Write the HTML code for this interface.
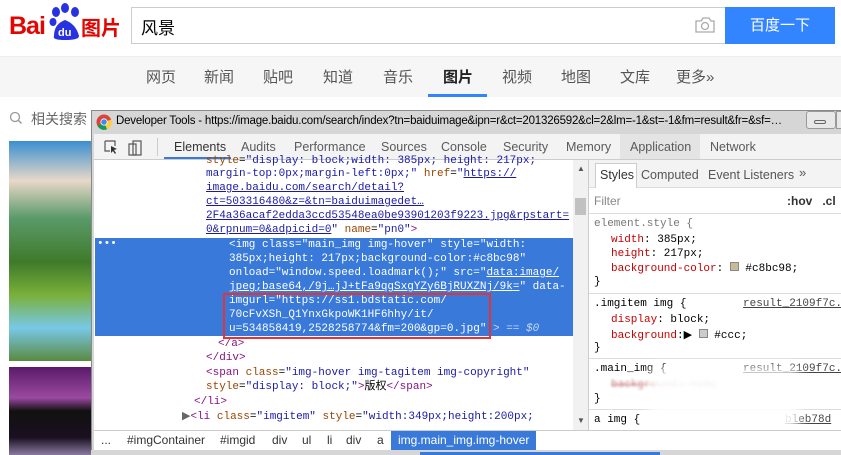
<!DOCTYPE html>
<html><head><meta charset="utf-8"><style>
*{margin:0;padding:0;box-sizing:border-box}
body{width:841px;height:455px;overflow:hidden;background:#fff;font-family:"Liberation Sans","Noto Sans CJK SC",sans-serif;position:relative}
.a{position:absolute;white-space:nowrap}
.nav span{position:absolute;top:66px;font-size:15px;color:#555}
.code{font-family:"Liberation Mono",monospace;font-size:11px;line-height:14.2px}
.code div{position:absolute;white-space:nowrap}
.tg{color:#881280}.at{color:#994500}.av{color:#1a1aa6}.ln{color:#1a1aa6;text-decoration:underline}.g{color:#a5a5a5}
.sel .tg,.sel .at,.sel .av,.sel .ln,.sel{color:#fff}
.r{font-family:"Liberation Mono",monospace;font-size:11px}
.p{color:#c80000}
</style></head><body>
<!-- logo -->
<div class="a" style="left:9px;top:12px;font:bold 25px 'Liberation Sans';color:#e10601;letter-spacing:-1px">Bai</div>
<div class="a" style="left:48px;top:3px;width:34px;height:38px">
<svg width="34" height="38"><ellipse cx="8" cy="9" rx="4" ry="5" fill="#2932e1"/><ellipse cx="17" cy="5" rx="4" ry="5" fill="#2932e1"/><ellipse cx="27" cy="9" rx="4" ry="5" fill="#2932e1"/><ellipse cx="5" cy="19" rx="3.5" ry="4" fill="#2932e1"/><path d="M6 33 Q6 21 17 17 Q28 21 31 33 Q31 37 17 37 Q4 37 6 33Z" fill="#2932e1"/><text x="10" y="33" font-size="11" font-weight="bold" fill="#fff" font-family="Liberation Sans">du</text></svg></div>
<div class="a" style="left:81px;top:12px;font:bold 20px 'Noto Sans CJK SC';color:#e10601">图片</div>
<!-- search -->
<div class="a" style="left:131px;top:7px;width:595px;height:37px;border:1px solid #ccc"></div>
<div class="a" style="left:141px;top:14px;font-size:17px;color:#000">风景</div>
<svg class="a" style="left:694px;top:16px" width="22" height="18"><path d="M2 5h5l2-3h6l2 3h3v11H2z" fill="none" stroke="#aaa" stroke-width="1.3"/><circle cx="11" cy="10" r="3.5" fill="none" stroke="#aaa" stroke-width="1.3"/></svg>
<div class="a" style="left:725px;top:7px;width:110px;height:37px;background:#3385ff;color:#fff;font-size:15px;text-align:center;line-height:37px">百度一下</div>
<!-- nav -->
<div class="a" style="left:0;top:56px;width:841px;height:41px;background:#f6f6f6;border-top:1px solid #eee"></div>
<div class="nav">
<span style="left:146px">网页</span><span style="left:204px">新闻</span><span style="left:263px">贴吧</span><span style="left:323px">知道</span><span style="left:383px">音乐</span><span style="left:443px;color:#222;font-weight:bold">图片</span><span style="left:502px">视频</span><span style="left:561px">地图</span><span style="left:620px">文库</span><span style="left:676px">更多»</span>
</div>
<div class="a" style="left:428px;top:94px;width:59px;height:3px;background:#3385ff"></div>
<svg class="a" style="left:9px;top:111px" width="14" height="14"><circle cx="6" cy="6" r="4.5" fill="none" stroke="#999" stroke-width="1.3"/><path d="M9.5 9.5l3 3" stroke="#999" stroke-width="1.5"/></svg>
<div class="a" style="left:31px;top:109px;font-size:14px;color:#666">相关搜索</div>
<div class="a" style="left:9px;top:141px;width:82px;height:220px;background:linear-gradient(180deg,#3a8fd0 0%,#e8d8c8 18%,#5a9a6a 35%,#3f7a2a 55%,#7ab03a 70%,#78c8e8 85%,#5a8a40 100%)"></div>
<div class="a" style="left:9px;top:367px;width:82px;height:88px;background:linear-gradient(180deg,#5a1a6a 0%,#9a4aa0 35%,#111 50%,#1a1020 80%,#8a7aa0 100%)"></div>
<!-- devtools -->
<div class="a" style="left:91px;top:110px;width:752px;height:345px;background:#d6d6d6;border:1px solid #8a8a8a"></div>
<svg class="a" style="left:96px;top:114px" width="16" height="16"><circle cx="8" cy="8" r="7.5" fill="#db4437"/><path d="M8 8 L1.5 12 A7.5 7.5 0 0 0 11 15.3Z" fill="#0f9d58"/><path d="M8 8 L11 15.3 A7.5 7.5 0 0 0 15.3 5.5Z" fill="#ffcd40"/><circle cx="8" cy="8" r="3.6" fill="#fff"/><circle cx="8" cy="8" r="2.8" fill="#4285f4"/></svg>
<div class="a" style="left:116px;top:115px;width:684px;overflow:hidden;font-size:11.5px;letter-spacing:-0.2px;color:#000">Developer Tools - https://image.baidu.com/search/index?tn=baiduimage&amp;ipn=r&amp;ct=201326592&amp;cl=2&amp;lm=-1&amp;st=-1&amp;fm=result&amp;fr=&amp;sf=…</div>
<div class="a" style="left:806px;top:111px;width:30px;height:18px;border:1px solid #999;border-radius:3px;background:#e8e8e8"></div>
<div class="a" style="left:814px;top:120px;width:12px;height:4px;border:1px solid #666;border-radius:2px"></div>
<div class="a" style="left:836px;top:111px;width:10px;height:18px;border:1px solid #999;background:#e8e8e8"></div>
<div class="a" style="left:94px;top:134px;width:747px;height:26px;background:#f3f3f3;border-bottom:1px solid #ccc"></div>
<svg class="a" style="left:104px;top:140px" width="40" height="16"><path d="M1 1h10v5M1 1v10h5" fill="none" stroke="#555" stroke-width="1.2"/><path d="M7 6l6 3-3 1 2 3-1 1-2-3-2 2z" fill="#333"/><rect x="25" y="4" width="7" height="11" fill="none" stroke="#555" stroke-width="1.2"/><rect x="29" y="1" width="8" height="14" fill="none" stroke="#555" stroke-width="1.2"/></svg>
<div class="a" style="left:157px;top:138px;width:1px;height:18px;background:#ccc"></div>
<div class="a" style="left:164px;top:157px;width:67px;height:2px;background:#3879d9"></div>
<div class="a" style="left:620px;top:134px;width:80px;height:25px;background:#e4e4e4"></div>
<div class="a" style="top:140px;font-size:12.5px;color:#5a5a5a;word-spacing:0">
<span class="a" style="left:174px;color:#333">Elements</span><span class="a" style="left:241px">Audits</span><span class="a" style="left:294px">Performance</span><span class="a" style="left:381px">Sources</span><span class="a" style="left:441px">Console</span><span class="a" style="left:503px">Security</span><span class="a" style="left:566px">Memory</span><span class="a" style="left:630px">Application</span><span class="a" style="left:710px">Network</span></div>
<!-- elements pane -->
<div class="a" style="left:94px;top:160px;width:494px;height:270px;background:#fff;overflow:hidden">
<div class="a" style="left:1px;top:78px;width:478px;height:98px;background:#3879d9"></div>
<div class="a" style="left:479px;top:0;width:15px;height:270px;background:#f1f1f1"></div>
<div class="a" style="left:481px;top:38px;width:11px;height:17px;background:#c1c1c1"></div>
<div class="a" style="left:483px;top:4px;font-size:8px;color:#555">▲</div>
<div class="a" style="left:483px;top:256px;font-size:8px;color:#555">▼</div>
</div>
<div class="code">
<div style="left:206px;top:154px"><span class="at">style</span>=<span class="av">"display: block;width: 385px; height: 217px;</span></div>
<div style="left:206px;top:167px"><span class="av">margin-top:0px;margin-left:0px;"</span> <span class="at">href</span>=<span class="av">"</span><span class="ln">https://</span></div>
<div style="left:206px;top:181px"><span class="ln">image.baidu.com/search/detail?</span></div>
<div style="left:206px;top:195px"><span class="ln">ct=503316480&amp;z=&amp;tn=baiduimagedet…</span></div>
<div style="left:206px;top:209px"><span class="ln">2F4a36acaf2edda3ccd53548ea0be93901203f9223.jpg&amp;rpstart=</span></div>
<div style="left:206px;top:223px"><span class="ln">0&amp;rpnum=0&amp;adpicid=0</span><span class="av">"</span> <span class="at">name</span>=<span class="av">"pn0"</span><span class="tg">&gt;</span></div>
<div class="sel" style="left:97px;top:237px">•••</div>
<div class="sel" style="left:229px;top:238px">&lt;img class="main_img img-hover" style="width:</div>
<div class="sel" style="left:229px;top:252px">385px;height: 217px;background-color:#c8bc98"</div>
<div class="sel" style="left:229px;top:266px">onload="window.speed.loadmark();" src="<u>data:image/</u></div>
<div class="sel" style="left:229px;top:280px"><u>jpeg;base64,/9j…jJ+tFa9qgSxgYZy6BjRUXZNj/9k=</u>" data-</div>
<div class="sel" style="left:229px;top:294px">imgurl="https://ss1.bdstatic.com/</div>
<div class="sel" style="left:229px;top:308px">70cFvXSh_Q1YnxGkpoWK1HF6hhy/it/</div>
<div class="sel" style="left:229px;top:322px">u=534858419,2528258774&amp;fm=200&amp;gp=0.jpg" <i style="color:#c8d8f4">&gt; == $0</i></div>
<div style="left:218px;top:337px"><span class="tg">&lt;/a&gt;</span></div>
<div style="left:206px;top:351px"><span class="tg">&lt;/div&gt;</span></div>
<div style="left:206px;top:366px"><span class="tg">&lt;span </span><span class="at">class</span>=<span class="av">"img-hover img-tagitem img-copyright"</span></div>
<div style="left:206px;top:380px"><span class="at">style</span>=<span class="av">"display: block;"</span><span class="tg">&gt;</span>版权<span class="tg">&lt;/span&gt;</span></div>
<div style="left:194px;top:395px"><span class="tg">&lt;/li&gt;</span></div>
<div style="left:182px;top:410px"><span style="color:#666">▶</span><span class="tg">&lt;li </span><span class="at">class</span>=<span class="av">"imgitem"</span> <span class="at">style</span>=<span class="av">"width:349px;height:200px;</span></div>
</div>
<div class="a" style="left:223px;top:293px;width:268px;height:46px;border:2px solid #e53333"></div>
<!-- breadcrumb -->
<div class="a" style="left:94px;top:430px;width:747px;height:20px;background:#fff;border-top:1px solid #ccc;font-size:12px;color:#333">
<span class="a" style="left:7px;top:2px">...</span><span class="a" style="left:33px;top:2px">#imgContainer</span><span class="a" style="left:126px;top:2px">#imgid</span><span class="a" style="left:178px;top:2px">div</span><span class="a" style="left:208px;top:2px">ul</span><span class="a" style="left:233px;top:2px">li</span><span class="a" style="left:252px;top:2px">div</span><span class="a" style="left:283px;top:2px">a</span>
<span class="a" style="left:297px;top:0;height:19px;padding:2px 7px;background:#3879d9;color:#fff">img.main_img.img-hover</span></div>
<!-- styles pane -->
<div class="a" style="left:588px;top:160px;width:253px;height:270px;background:#fff;border-left:1px solid #ccc;overflow:hidden">
<div class="a" style="left:0;top:0;width:253px;height:28px;background:#f3f3f3;border-bottom:1px solid #ddd"></div>
<div class="a" style="left:6px;top:3px;width:42px;height:25px;background:#fff;border:1px solid #ccc;border-bottom:none"></div>
<div class="a" style="left:11px;top:8px;font-size:12.5px;color:#333">Styles</div>
<div class="a" style="left:52px;top:8px;font-size:12.5px;color:#555">Computed</div>
<div class="a" style="left:119px;top:8px;font-size:12.5px;color:#555">Event Listeners</div>
<div class="a" style="left:210px;top:5px;font-size:13px;color:#555">»</div>
<div class="a" style="left:5px;top:34px;font-size:12px;color:#888">Filter</div>
<div class="a" style="left:198px;top:34px;font-size:12px;color:#333;font-weight:bold">:hov&nbsp;&nbsp; .cl</div>
<div class="a" style="left:0;top:53px;width:253px;height:1px;background:#ddd"></div>
<div class="r">
<div class="a" style="left:5px;top:58px;color:#777">element.style {</div>
<div class="a" style="left:22px;top:74px"><span class="p">width</span>: 385px;</div>
<div class="a" style="left:22px;top:88px"><span class="p">height</span>: 217px;</div>
<div class="a" style="left:22px;top:102px"><span class="p">background-color</span>: <span style="display:inline-block;width:9px;height:9px;background:#c8bc98;border:1px solid #888"></span> #c8bc98;</div>
<div class="a" style="left:5px;top:116px">}</div>
<div class="a" style="left:0;top:133px;width:253px;height:1px;background:#ddd"></div>
<div class="a" style="left:5px;top:138px">.imgitem img {</div>
<div class="a" style="left:154px;top:138px;text-decoration:underline;color:#444">result_2109f7c.</div>
<div class="a" style="left:22px;top:154px"><span class="p">display</span>: block;</div>
<div class="a" style="left:22px;top:168px"><span class="p">background</span>:▶ <span style="display:inline-block;width:9px;height:9px;background:#ccc;border:1px solid #888"></span> #ccc;</div>
<div class="a" style="left:5px;top:182px">}</div>
<div class="a" style="left:0;top:198px;width:253px;height:1px;background:#ddd"></div>
<div class="a" style="left:5px;top:203px">.main_img {</div>
<div class="a" style="left:154px;top:203px;text-decoration:underline;color:#444">result_2109f7c.</div>
<div class="a" style="left:22px;top:219px;color:#c88;text-decoration:line-through;filter:blur(1px)">background: #c8c</div>
<div class="a" style="left:5px;top:233px">}</div>
<div class="a" style="left:0;top:249px;width:253px;height:1px;background:#ddd"></div>
<div class="a" style="left:5px;top:254px">a img {</div>
<div class="a" style="left:196px;top:254px;text-decoration:underline;color:#444">bleb78d</div>
<div class="a" style="left:22px;top:270px"><span class="p">border</span>:▶ 0;</div>
</div>
<div class="a" style="left:60px;top:208px;width:150px;height:65px;background:#fff;filter:blur(6px);opacity:.9"></div>
</div>
<div class="a" style="left:91px;top:450px;width:750px;height:5px;background:#d6d6d6"></div>
<div class="a" style="left:420px;top:452px;width:240px;height:3px;background:#3879d9"></div>
</body></html>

--

Reproduce each line holding the word "code".

* _SOLVED PROBLEM_:
Write the HTML code for this interface.
.code{font-family:"Liberation Mono",monospace;font-size:11px;line-height:14.2px}
.code div{position:absolute;white-space:nowrap}
<div class="code">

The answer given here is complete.